Service Number
10th/0478
Rank
Private
Firstname
Joseph William (Joe)
Lastname
Allen
Battalion
10th Battalion A Coy East Yorkshire Regiment
Notes

Attested 03 September 1914 Wenlock Barracks Anlaby Road Hull – Medal Index Card entered Egypt 22 December 1915 with 10th Battalion East Yorkshire Regiment – Entered Marseilles France 8 March 1916 – Mentioned page 79 10th Battalion History – East Yorkshire Regiment awarded Belgian Croix – de – Guerre London Gazette 12 April 1918 – Write up permission to wear Croix – de – Guerre Hull Daily News 16 April 1918 – Died of Wounds Casualty List Hull Daily News 6 June 1918 – AVL Hull 1918 10th Battalion East Yorkshire Regiment – Photo – Effects to widow Eleanor – Woodhouse Street Roll of Honour – Commemorated East Yorkshire Regiment War Memorial Beverley Minster East Yorkshire – 10th Battalion History 4th June 1916

“It is difficult after twenty years to remember all the names, but I know that I was in a bay with six men. Within a few minutes of the opening of the bombardment, a shell fell immediately behind the trench and two men were hit. One, Tich West, who was next to me, was struck high up in the back. Lifting him, I placed him across my knee and was endeavour-ing to rip his tunic to fix his field dressing when another shell blew in the parados, burying us all. Fortunately, the trench had been banked up with a lot of new sandbags, so that for a few minutes at any rate, some air came through the crevices, which would not have been the case had the parades been of earth alone. I was buried in a kneeling position, grasping a man I then knew to be dead. One forgets time in such circumstances, and how long I was so fixed I do not know. However, Sam Conyers came from the next bay to pull away the bags and was killed in the act.
The platoon sergeant then made an attempt, but was badly wounded, and finally I believe my rescue was completed by Joe Allen, who got my head free, which was all that could then be done. I believe the rest of the men in the bay were killed. By this time the front of the trench had gone altogether, and I was in the open, pinioned from the shoulders downwards and unable to move until the shelling ceased, when someone freed my arms and gave me an entrenching tool to dig the rest of myself out.

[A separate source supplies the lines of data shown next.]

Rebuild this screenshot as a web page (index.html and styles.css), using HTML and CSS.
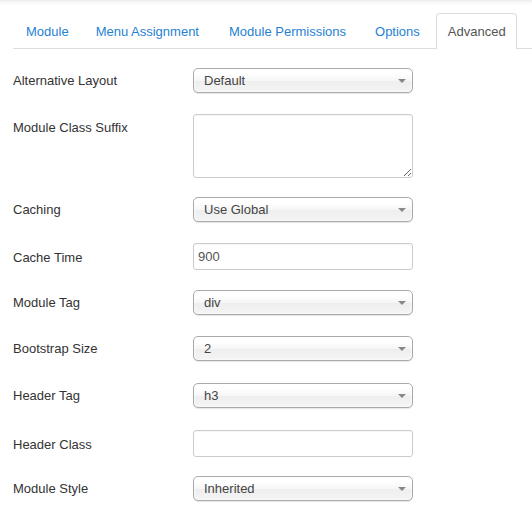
FILE: index.html
```html
<!DOCTYPE html>
<html>
<head>
<meta charset="utf-8">
<link rel="stylesheet" href="styles.css">
</head>
<body>
<div class="page">
  <ul class="tabs">
    <li class="tab">Module</li>
    <li class="tab">Menu Assignment</li>
    <li class="tab">Module Permissions</li>
    <li class="tab">Options</li>
    <li class="tab active">Advanced</li>
  </ul>
  <div class="form">
    <div class="row r-select"><label class="lbl">Alternative Layout</label><div class="select"><span>Default</span><i class="arrow"></i></div></div>
    <div class="row r-area"><label class="lbl lbl-top">Module Class Suffix</label><textarea class="area"></textarea></div>
    <div class="row r-select"><label class="lbl">Caching</label><div class="select"><span>Use Global</span><i class="arrow"></i></div></div>
    <div class="row r-input"><label class="lbl">Cache Time</label><div class="input">900</div></div>
    <div class="row r-select"><label class="lbl">Module Tag</label><div class="select"><span>div</span><i class="arrow"></i></div></div>
    <div class="row r-select"><label class="lbl">Bootstrap Size</label><div class="select"><span>2</span><i class="arrow"></i></div></div>
    <div class="row r-select"><label class="lbl">Header Tag</label><div class="select"><span>h3</span><i class="arrow"></i></div></div>
    <div class="row r-input"><label class="lbl">Header Class</label><div class="input"></div></div>
    <div class="row r-select"><label class="lbl">Module Style</label><div class="select"><span>Inherited</span><i class="arrow"></i></div></div>
  </div>
</div>
</body>
</html>
```

FILE: styles.css
```css
html, body {
  margin: 0;
  padding: 0;
  background: #fff;
}
body {
  font-family: "Liberation Sans", Arial, sans-serif;
  font-size: 13px;
  color: #333;
  width: 532px;
  height: 521px;
  overflow: hidden;
}
.page {
  padding-top: 13px;
  padding-left: 13px;
  background: linear-gradient(to bottom, #ececec 0px, #f7f7f7 2px, #fff 5px);
  background-repeat: no-repeat;
  background-size: 100% 6px;
}
.tabs {
  list-style: none;
  margin: 0;
  padding: 0;
  display: flex;
  border-bottom: 1px solid #ddd;
  height: 35px;
}
.tab {
  padding: 9px 12px 7px 12px;
  line-height: 18px;
  margin-right: 3px;
  color: #1f82d3;
  border: 1px solid transparent;
  border-bottom: none;
  border-radius: 4px 4px 0 0;
  height: 18px;
}
.tab:nth-child(2) { margin-left: -2px; }
.tab:nth-child(3) { margin-left: 1px; }
.tab.active {
  color: #555;
  border-color: #ddd;
  background: #fff;
  height: 19px;
  padding-left: 11px;
  padding-right: 10px;
}
.form {
  padding-top: 19px;
}
.row {
  display: flex;
}
.r-select { height: 46.6px; }
.r-input { height: 46.6px; }
.r-area { height: 82px; }
.r-area .lbl { margin-top: -1px; }
.lbl {
  width: 180px;
  line-height: 24px;
  padding-top: 1px;
  color: #333;
}
.r-input .lbl { line-height: 27px; }
.lbl-top { line-height: 26px; }
.select {
  position: relative;
  box-sizing: border-box;
  width: 220px;
  height: 25px;
  border: 1px solid #aaa;
  border-radius: 5px;
  background: linear-gradient(to bottom, #fff 20%, #f6f6f6 50%, #eee 52%, #f4f4f4 100%);
  box-shadow: 0 0 3px #fff inset, 0 1px 1px rgba(0,0,0,0.1);
  padding-left: 10px;
  line-height: 23px;
  color: #444;
}
.arrow {
  position: absolute;
  right: 6px;
  top: 10px;
  width: 0;
  height: 0;
  border-left: 4px solid transparent;
  border-right: 4px solid transparent;
  border-top: 4px solid #888;
}
.input {
  box-sizing: border-box;
  width: 220px;
  height: 27px;
  border: 1px solid #ccc;
  border-radius: 3px;
  padding-left: 4px;
  line-height: 25px;
  color: #555;
  box-shadow: inset 0 1px 1px rgba(0,0,0,0.04);
}
.area {
  box-sizing: border-box;
  width: 220px;
  height: 64px;
  margin: -1px 0 0 0;
  border: 1px solid #ccc;
  border-radius: 3px;
  resize: both;
  font-family: "Liberation Sans", Arial, sans-serif;
  font-size: 13px;
  box-shadow: inset 0 1px 1px rgba(0,0,0,0.04);
}
```
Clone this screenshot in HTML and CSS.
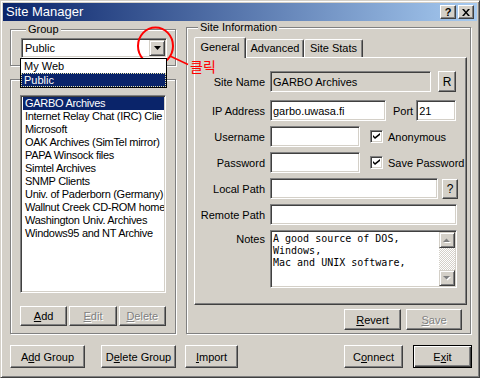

I suppose I must have been somewhat light-headed, for I remember singing and telling my leg, I could not possibly go without it, until a young newly-joined officer, who was doing heroic work digging others out, bid me shut up for fear the Germans heard me and came across.”

Age
24
Birthplace
Hull
Enlisted
Hull
Residence
Hull
How Died
Died of Wounds
Memorial
Commemorated on Panel 4. PLOEGSTEERT Memorial France
Next of Kin
Croix de Guerre (Belgium). Son of Mr. and Mrs. J. T. Allen, of 13, William's Terrace, Woodhouse Street, Hedon Road , Hull; husband of Eleanor Ann Allen, of 11, Florence Terrace, Waterloo St., Fountain Road , Hull.